On Thursday afternoon, Gov. Kim Reynolds’ office reversed its previous stated position, and released the letter that led the governor to fire Iowa Finance Authority (IFA) Director Dave Jamison last month. The governor’s office had originally responded to an open records request from the Associated Press that it had no written documents related to the firing. Just hours after the AP reported that denial on Monday, the governor’s office acknowledged it did have a letter of complaint about Jamison, but said it would not release it, in order to protect the identity of the person who wrote it.
The writer’s name and other personal information was redacted from the March 21 letter, which is addressed to the governor. The letter begins:
I want to make you and others aware that Dave Jamison has been sexually harassing me and others in the office for years. I am terrified about coming forward, but his behavior is escalating and has to stop. It is not safe for women to be around him.
I literally don’t feel safe.
[Underscoring in the original.]
The writer goes on to describe more than 25 disturbing incidents of sexual harassment, many of which she says Jamison did quite openly in front of others. She concludes by apologizing to the governor: “I know you’re friends with Dave and I hate to put this on your shoulders, but I just can’t take it anymore. I think DAS will just cover for him and I’ll end up without a job. Please help me or tell me who to go to.”
The Iowa Department of Administrative Services (DAS) is the state agency charged with handling employment issues. It makes sense that the writer would lack confidence in the agency since, according to her letter, senior officials in the IFA were aware of Jamison’s actions and did nothing but offer mild verbal warnings to the director.

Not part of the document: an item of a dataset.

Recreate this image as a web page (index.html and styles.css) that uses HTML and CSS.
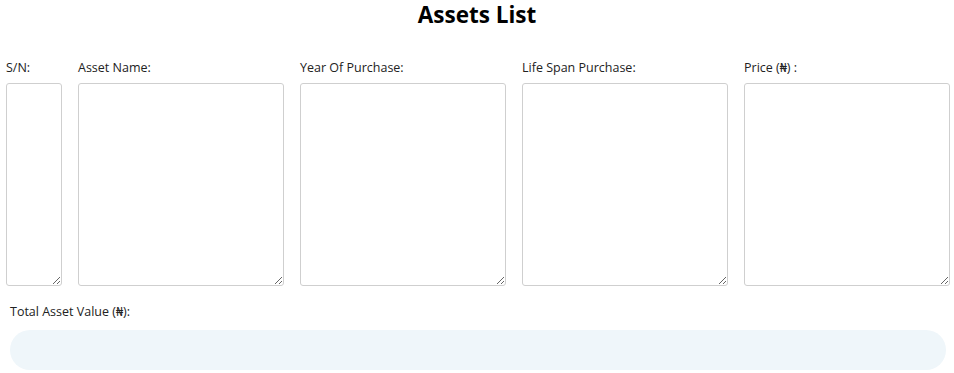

According to the letter, “IFA’s general Counsel Mark Thompson often tells Dave that he needs to stop it or be quiet,” and “Brian Crozier, our Chief Administrative Officer, recently reprimanded Dave for saying these things. Dave replied, ‘You must be allergic to a paycheck.’ I understood this to be a threat of retaliation.”
Jamison was fully aware that his behavior constituted sexual harassment, according to the letter. “After he makes an offensive comment, he’ll say, ‘I forgot, Matt Lauer told me not to say that’ or ‘Did you hear, I hired the law firm of Lauer, Weinstein, and Franken to represent me?’”
The letter also alleges that Jamison created a racist atmosphere at work, as well as sexually threatening one: “Dave tells sexist and racist jokes and expects you to go along with them or else he treats you poorly.”
Jamison was appointed director of the IFA, the state agency tasked with promoting home ownership among low- and moderate-income Iowans and administering loan programs for agricultural and economic development, by Gov. Terry Branstad in 2011. The previous year, Jamison had been the Republican Party nominee for state treasurer.
Along with the letter, Reynolds released a statement on Thursday, saying she had only released the letter after receiving permission from the writer to do so. “It should only be released on the victim’s terms and no one else’s,” the governor said.
Experts on the state’s open record law, including Randy Evans, the executive director of Iowa Freedom of Information Council, dispute the governor’s claim that the letter, or other documents, related to the firing of Jamison can be withheld.
“The public records law trumps administrative rules or the governor’s own policy on confidentiality,” Evan wrote on Wednesday.